Public Views of Opportunities to Take Part in Research

There is a growing evidence base of patients and the public wanting to know more about research. 

Information4Access is way in which Trusts and the public can begin to work together to make sure that research opportunities are available to more people.

The following pulls together some of the key reports and findings over the past year.

UK Clinical Trials Gatewa 

In 2012, the NIHR asked Simon Denegri, the NIHR National Director for Public Participation and Engagement in Research, to review the UKCTG from a patient perspective.  His report and recommendations are based on the results of a patient and public feedback survey.

Simon Denegri, NIHR National Director for Public Participation and Engagement in Research, says:
“Patients and the public see the UKCTG as an important initiative to help people find out about and take part in clinical trials. Nevertheless as the results of the survey shows, there is a lot more we need to do to so that the UKCTG can become a tool that really supports patient choice in research. It is early days and I am looking forward to working with patients and other partners to improve the service and develop a bold vision for UKCTG for the future.”

Please note the public and patient survey is now available at:

Mystery Shopper - campaign

New report shows 91% of Trusts surveyed are not providing information to support patient choice

Many NHS patients are hitting an information "brick wall" when it comes to finding out about clinical research, according to the results of a mystery shopper investigation published this week.

The mystery shopper investigation was commissioned by the National Institute for Health Research Clinical Research Network, and involved visits to 82 hospital sites across 40 NHS Trusts in England.

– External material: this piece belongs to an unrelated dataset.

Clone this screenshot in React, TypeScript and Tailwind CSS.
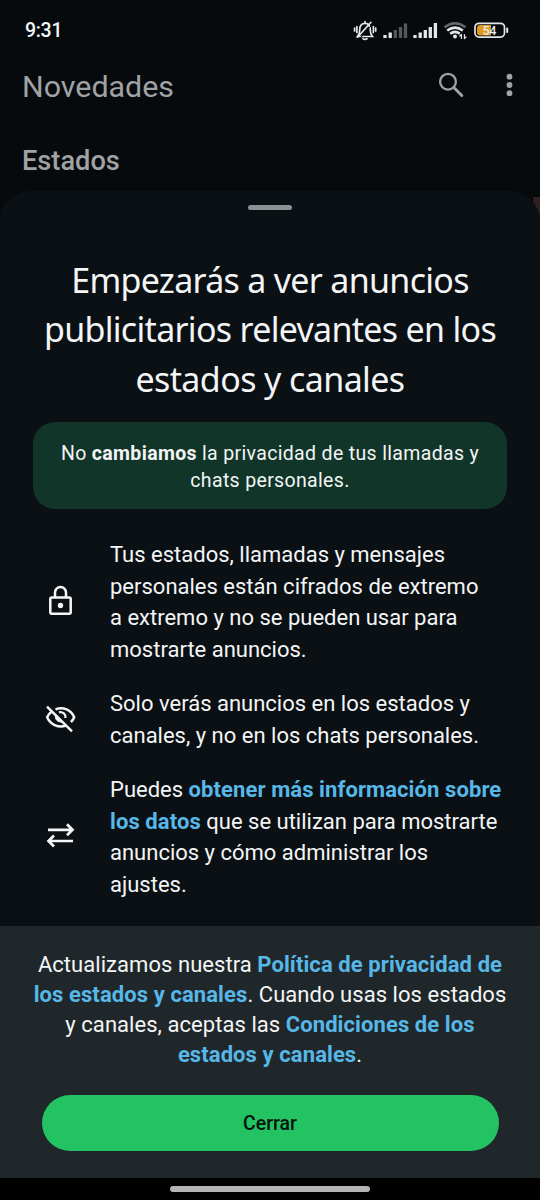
import React from "react";

function StatusIcons() {
  return (
    <svg width="160" height="24" viewBox="350 18 160 24" fill="none" stroke="#e4e6e8" strokeWidth="1.7" strokeLinecap="round">
      <path d="M357.5 36.5h15c-2-2-2.200-3.500-2.200-6.500 0-4-2-6.700-5.300-6.700s-5.300 2.700-5.300 6.700c0 3-.2 4.500-2.200 6.500zM365 21.500v1M363 38.700q2 1.300 4 0M357.500 37.200L371 22.300M356.900 26.500v6M354.600 28v3M373.400 26.500v6M375.700 28v3" />
      <path d="M359 39.200L373 23.700" stroke="#070b0e" strokeWidth="1" />
      <g strokeWidth="3.300" strokeLinecap="butt">
        <path d="M385 35V38M390.200 32.500V38" />
        <path d="M395.300 30V38M400.500 27V38M405.500 23.500V38" stroke="#54585b" />
        <path d="M415 35V38M420.200 32.500V38M425.300 30V38M430.300 27V38M435.400 23V38" />
      </g>
      <g strokeWidth="2.500" strokeLinecap="butt">
        <path d="M444.500 27.200q10.500-8 21 0" stroke="#65696c" />
        <path d="M447.200 30.600q7.800-6 15.600 0M450.200 33.700q4.800-3.700 9.600 0" />
      </g>
      <circle cx="455" cy="36.600" r="2" fill="#e4e6e8" stroke="none" />
      <path d="M461.400 38.500v-4M459.800 36l1.600-1.600M464.400 34.500v4M466 37l-1.600 1.600" strokeWidth="1.200" />
      <rect x="475" y="23.300" width="29.500" height="13.800" rx="4" strokeWidth="1.700" />
      <path d="M480 25h11v10.400h-11a3 3 0 0 1-3-3V28a3 3 0 0 1 3-3z" fill="#dd9b23" stroke="none" />
      <path d="M507.200 28.500v3.500" strokeWidth="2" />
      <text x="489.500" y="34.600" textAnchor="middle" fill="#eef0f1" stroke="none" fontSize="12" fontWeight="500" fontFamily="Roboto, sans-serif">54</text>
    </svg>
  );
}

function LockIcon() {
  return (
    <svg width="60" height="60" viewBox="30 570 60 60" fill="none" stroke="#f4f6f7" strokeWidth="2.500">
      <rect x="50.300" y="596.600" width="20.400" height="16.200" rx="1.500" />
      <path d="M55 596v-4.500a5.500 5.500 0 0 1 11 0v4.500" />
      <circle cx="60.500" cy="604.500" r="2.700" fill="#f4f6f7" stroke="none" />
    </svg>
  );
}

function HiddenEyeIcon() {
  return (
    <svg width="60" height="60" viewBox="30 690 60 60" fill="none" stroke="#f4f6f7" strokeWidth="2.500">
      <path d="M55.500 709.300c8-3 15.500.8 18.700 7.900q-1.100 2.700-3.300 4.800M51.700 711.400q-2.900 2.200-4.600 5.800c3.700 8 11.700 11 19 8.300" />
      <path d="M59 712.200c4-.7 6.900 2 6.500 5.800" strokeWidth="2.200" />
      <path d="M55.700 714.300c-1.600 4.800 2.200 8.700 6.800 7.500z" fill="#f4f6f7" strokeWidth="1" />
      <path d="M47 706.700L72 731.300" />
    </svg>
  );
}

function SwapIcon() {
  return (
    <svg width="60" height="60" viewBox="30 805 60 60" fill="none" stroke="#f4f6f7" strokeWidth="2.700">
      <path d="M48 829.800h23.500M67 824.300l5.500 5.500-5.500 5.500M73 841h-23.500M54 835.500l-5.500 5.500 5.500 5.500" />
    </svg>
  );
}

function Line({ children, className = "" }: { children: React.ReactNode; className?: string }) {
  return <span className={`block whitespace-nowrap ${className}`}>{children}</span>;
}

function Link({ children }: { children: React.ReactNode }) {
  return <a className="font-bold tracking-[0.09px] text-[#57b8e8]">{children}</a>;
}

export default function App() {
  return (
    <div className="flex h-[1200px] w-[540px] flex-col overflow-hidden bg-[#060a0d] font-['Roboto',sans-serif] text-[#f3f5f6]">
      <div className="flex h-[60px] shrink-0 items-start justify-between pt-[18px] pr-[30px] pl-[25px]">
        <span className="pt-px text-[19.5px] leading-6 font-medium tracking-[-0.3px]">9:31</span>
        <StatusIcons />
      </div>
      <header className="flex h-[54px] shrink-0 items-center justify-between pr-[24px] pl-[22px] text-[#a0a2a4]">
        <h1 className="text-[30.4px] leading-[54px]">Novedades</h1>
        <svg className="mb-[4px]" width="80" height="32" viewBox="436 69 80 32" fill="none" stroke="#a0a2a4">
          <circle cx="448" cy="81.700" r="7.900" strokeWidth="2.300" />
          <path d="M453.800 87.500l8 8" strokeWidth="2.900" strokeLinecap="round" />
          <g fill="#a0a2a4" stroke="none">
            <circle cx="509.500" cy="76.700" r="2.900" />
            <circle cx="509.500" cy="85" r="2.900" />
            <circle cx="509.500" cy="93.200" r="2.900" />
          </g>
        </svg>
      </header>
      <h2 className="h-[77px] shrink-0 pt-[31px] pl-[22px] text-[27.2px] leading-8 font-medium text-[#a0a2a4]">Estados</h2>
      <div className="flex h-[987px] shrink-0 flex-col bg-[linear-gradient(#30201f,#30201f)] bg-size-[7px_24px] bg-position-[533px_6px] bg-no-repeat">
        <section className="flex h-[735px] shrink-0 flex-col items-center rounded-t-[30px] bg-[#0b1014]">
          <div className="mt-[14px] h-[5px] w-11 shrink-0 rounded-full bg-[#8b9093]" />
          <h3 className="mt-[45.5px] text-center font-['Noto_Sans',sans-serif] text-[34px] leading-[49.5px] tracking-[-0.7px]">
            <Line>Empezarás a ver anuncios</Line>
            <Line>publicitarios relevantes en los</Line>
            <Line className="tracking-[-0.6px]">estados y canales</Line>
          </h3>
          <div className="mt-[18px] flex h-[87px] w-[474px] shrink-0 flex-col justify-center rounded-[22px] bg-[#123529] pt-[3px] text-center text-[19.5px] leading-[27.5px] tracking-[0.34px]">
            <Line>No <b>cambiamos</b> la privacidad de tus llamadas y</Line>
            <Line>chats personales.</Line>
          </div>
          <div className="mt-[30px] flex w-full flex-col gap-[23px] pl-[30px] text-[22px] leading-[31.5px]">
            <div className="flex h-[126px] items-center gap-5">
              <div className="-mt-[3px]"><LockIcon /></div>
              <p><Line>Tus estados, llamadas y mensajes</Line><Line>personales están cifrados de extremo</Line><Line>a extremo y no se pueden usar para</Line><Line>mostrarte anuncios.</Line></p>
            </div>
            <div className="flex h-[63px] items-center gap-5">
              <HiddenEyeIcon />
              <p><Line>Solo verás anuncios en los estados y</Line><Line>canales, y no en los chats personales.</Line></p>
            </div>
            <div className="flex h-[126px] items-center gap-5">
              <div className="-mt-[5px]"><SwapIcon /></div>
              <p><Line>Puedes <Link>obtener más información sobre</Link></Line><Line><Link>los datos</Link> que se utilizan para mostrarte</Line><Line>anuncios y cómo administrar los</Line><Line>ajustes.</Line></p>
            </div>
          </div>
        </section>
        <footer className="flex h-[252px] shrink-0 flex-col items-center bg-[#20272b] pt-[24px]">
          <p className="text-center text-[22px] leading-[30px] tracking-[0.05px]">
            <Line>Actualizamos nuestra <Link>Política de privacidad de</Link></Line>
            <Line><Link>los estados y canales</Link>. Cuando usas los estados</Line>
            <Line>y canales, aceptas las <Link>Condiciones de los</Link></Line>
            <Line><Link>estados y canales</Link>.</Line>
          </p>
          <button className="mt-[25px] h-[55.5px] w-[457px] shrink-0 rounded-full bg-[#23c263] pt-px text-[19.5px] font-medium text-[#07130c]">Cerrar</button>
        </footer>
      </div>
      <div className="flex h-[22px] shrink-0 justify-center bg-black pt-2">
        <div className="h-[6px] w-[200px] rounded-full bg-[#b5b5b5]" />
      </div>
    </div>
  );
}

For each of these, mystery shoppers examined the basic points-of-contact for patients (reception desks, patient advice services, patient information centres, noticeboards and hospital websites), to assess whether patients have easy access to information about local clinical research opportunities, and how to get involved.

Results showed that:
• 91% of the NHS sites visited did not have information on clinical research opportunities in the obvious places where patients would expect to look (info boards/centres, in reception areas or waiting rooms)

• Only 34% of the sites visited had information about clinical research on their websites that was useful to patients

• 46% of reception desks told the mystery shopper that they did not do research, or failed to offer any suggestions about what to do next

• More than half of the sites (55%) were unable to provide useful information about clinical research through their Patient Advice and Liaison Service

National Cancer Patients Survey 2011-12 - See Pages 57-59 

Three new questions were asked about research, with 33% of patients saying that taking part in research had been discussed with them. Of these, 95% were glad to have been asked. Of the patients who were not asked about research, 53% said they would have liked to have been asked. 

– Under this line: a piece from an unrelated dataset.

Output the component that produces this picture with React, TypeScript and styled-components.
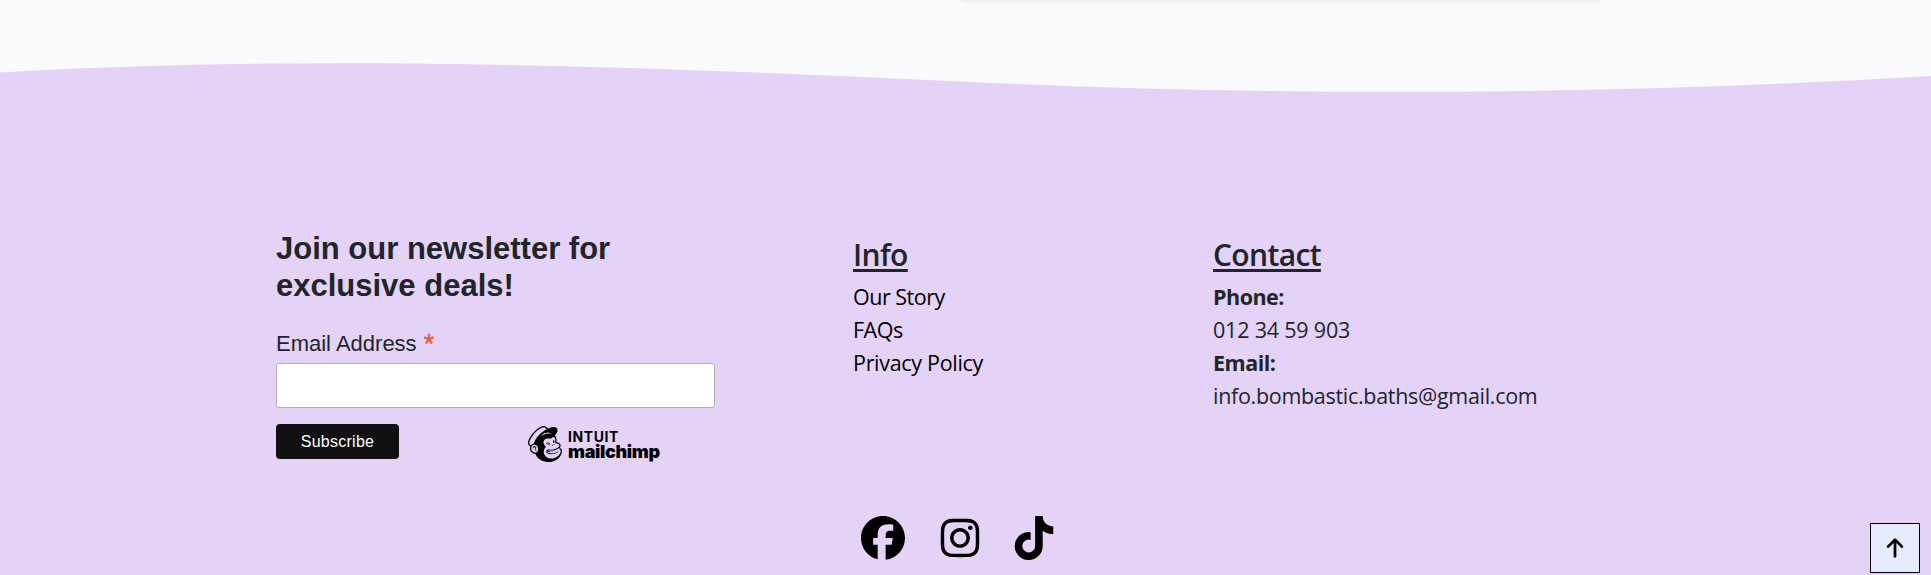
import React from "react";
import styled, { createGlobalStyle } from "styled-components";
import { FaFacebook, FaInstagram, FaTiktok, FaArrowUp } from "react-icons/fa6";
import { SiMailchimp } from "react-icons/si";

const GlobalStyle = createGlobalStyle`
  *, *::before, *::after { box-sizing: border-box; }
  body { margin: 0; background: #f8fafc; overflow: hidden; }
`;

const Page = styled.div`
  height: 575px;
  overflow: hidden;
  font-family: "Open Sans", "Noto Sans", sans-serif;
  font-size: 21.5px;
  line-height: 33px;
  color: #212529;
`;

const CardEdge = styled.div`
  width: 644px;
  height: 20px;
  margin: -20px 0 0 959px;
  background: #fff;
  border-radius: 6px;
  box-shadow: 0 2px 4px rgba(0, 0, 0, 0.06);
`;

const Wave = styled.svg`
  display: block;
  width: 100%;
  height: 100px;
`;

const Footer = styled.footer`
  height: 475px;
  background: #e4d2f7;
`;

const Columns = styled.div`
  display: grid;
  grid-template-columns: 577px 360px 400px;
  height: 416px;
  padding: 130px 0 0 276px;
`;

const Form = styled.form`
  width: 439px;
  font-family: "Liberation Sans", Arial, sans-serif;
`;

const FormTitle = styled.h2`
  margin: 0;
  font-size: 31px;
  line-height: 37px;
  font-weight: 700;
`;

const Label = styled.label`
  display: flex;
  gap: 7px;
  height: 37px;
  margin-top: 22px;
  font-size: 22px;
  line-height: 36px;
`;

const Asterisk = styled.span`
  font-size: 27px;
  line-height: 36px;
  -webkit-text-stroke: 0.5px #e85c41;
  color: #e85c41;
`;

const EmailInput = styled.input`
  display: block;
  width: 100%;
  height: 45px;
  border: 1px solid #abb0b2;
  border-radius: 3px;
  background: #fff;
`;

const FormActions = styled.div`
  display: flex;
  align-items: flex-start;
  margin-top: 16px;
`;

const SubscribeButton = styled.button`
  width: 123px;
  height: 35px;
  padding: 0;
  border: 0;
  border-radius: 4px;
  background: #111;
  color: #fff;
  font: 16px "Liberation Sans", Arial, sans-serif;
  letter-spacing: 0.25px;
`;

const Badge = styled.div`
  display: flex;
  gap: 5px;
  margin: 2px 0 0 128px;
  color: #000;
`;

const BadgeText = styled.div`
  display: flex;
  flex-direction: column;
  padding-top: 4px;
`;

const Intuit = styled.span`
  font: 700 14px/13px Inter, sans-serif;
  letter-spacing: 0.6px;
`;

const Mailchimp = styled.span`
  font: 900 18px/17px Inter, sans-serif;
  letter-spacing: -0.35px;
`;

const Column = styled.div`
  padding-top: 6px;
`;

const ColumnTitle = styled.h3`
  margin: 0 0 6px;
  font-size: 30px;
  line-height: 38px;
  font-weight: 600;
  letter-spacing: -0.65px;
  text-decoration: underline;
  text-decoration-thickness: 3px;
  text-underline-offset: 3px;
`;

const List = styled.ul`
  margin: 0;
  padding: 0;
  list-style: none;
`;

const Item = styled.li<{ $bold?: boolean; $black?: boolean; $tracking?: number }>`
  font-weight: ${(p) => (p.$bold ? 700 : 400)};
  color: ${(p) => (p.$black ? "#000" : "inherit")};
  letter-spacing: ${(p) => p.$tracking ?? -0.3}px;
`;

const Socials = styled.div`
  display: flex;
  gap: 35.5px;
  padding-left: 861px;
  font-size: 44px;
  color: #000;
`;

const SocialLink = styled.a<{ $width: number }>`
  display: flex;
  justify-content: center;
  width: ${(p) => p.$width}px;
  height: 44px;

  svg {
    flex: none;
  }
`;

const BackToTop = styled.button`
  position: fixed;
  right: 11px;
  bottom: 2px;
  display: flex;
  align-items: center;
  justify-content: center;
  width: 50px;
  height: 50px;
  padding: 0;
  border: 1px solid #000;
  background: #e6ebfd;
  color: #000;
  font-size: 22px;
`;

export default function App() {
  return (
    <Page>
      <GlobalStyle />
      <CardEdge />
      <Wave viewBox="0 0 1931 100" preserveAspectRatio="none">
        <path
          fill="#e4d2f7"
          d="M0 72.4C320 54 643 66.6 965 81.7C1287 96.8 1609 95.2 1931 76V100H0Z"
        />
      </Wave>
      <Footer>
        <Columns>
          <Form>
            <FormTitle>
              Join our newsletter for
              <br />
              exclusive deals!
            </FormTitle>
            <Label htmlFor="email">
              <span>Email Address</span>
              <Asterisk>*</Asterisk>
            </Label>
            <EmailInput id="email" type="email" />
            <FormActions>
              <SubscribeButton type="button">Subscribe</SubscribeButton>
              <Badge>
                <SiMailchimp size={36} />
                <BadgeText>
                  <Intuit>INTUIT</Intuit>
                  <Mailchimp>mailchimp</Mailchimp>
                </BadgeText>
              </Badge>
            </FormActions>
          </Form>
          <Column>
            <ColumnTitle>Info</ColumnTitle>
            <List>
              <Item $black $tracking={-0.5}>Our Story</Item>
              <Item $black $tracking={-0.5}>FAQs</Item>
              <Item $black>Privacy Policy</Item>
            </List>
          </Column>
          <Column>
            <ColumnTitle>Contact</ColumnTitle>
            <List>
              <Item $bold $tracking={-0.5}>Phone:</Item>
              <Item $tracking={-0.2}>012 34 59 903</Item>
              <Item $bold $tracking={-0.5}>Email:</Item>
              <Item>info.bombastic.baths@gmail.com</Item>
            </List>
          </Column>
        </Columns>
        <Socials>
          <SocialLink $width={44} aria-label="Facebook"><FaFacebook /></SocialLink>
          <SocialLink $width={38.5} aria-label="Instagram"><FaInstagram /></SocialLink>
          <SocialLink $width={38.5} aria-label="TikTok"><FaTiktok /></SocialLink>
        </Socials>
      </Footer>
      <BackToTop aria-label="Back to top">
        <FaArrowUp />
      </BackToTop>
    </Page>
  );
}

Assessing Public Attitudes to Health Related Findings in Research 
Wellcome Trust Report - April 2012

During research involving human participants, researchers may find something that has direct significance for a participant’s health; for example, revealing an undiagnosed disease or an increased risk of illness. There is limited understanding of public attitudes towards these health related findings.

A One Poll survey - 2012 carried on behalf of NIHR Clinical Research Network

Survey 1

To question members of the public on some factors relating to understanding of, and attitudes towards, clinical research, with a view to using the findings in PR material
1000 adults in England

Key findings and messages

Many people don't realise that clinical research is part of the core work of the NHS

  • Whilst 48% of people "expected" that the NHS would be undertaking clinical research, only 21% of people said they know it is an official requirement 
  • That means there is much work to do to make patients aware of their right to research under the NHS constitution
  • People aged 18-24 were least likely to know that research is a key activity for the NHS

The survey shows people think it is important for the NHS to offer opportunities to take part in clinical research, so doctors can decide which treatments work best for patients

  • 82% of people overall rated it "important" for the NHS to offer patients the opportunity to take part in suitable clinical research studies. (Only 3% said it was unimportant, with 15% undecided).
  • The survey results showed that people are more likely to think that clinical research is important the older they get (31% of 18-24 year olds rated research opportunities as very important, compared with 58% of those in the 55+ age range)

Only a small minority of people say they would never participate in a research study
  • Just 7% of people surveyed said they would never consider taking part in a clinical research study The 25-34 age group was the least likely to want to participate in research
  • According to the survey, women and men had slightly different motivations for considering participation in a research study.  Women were more likely to take part in clinical research if they thought it could help them, or a member of their family.   Men were more likely to consider participation if it could help someone with the same health condition - even if they didn't know them.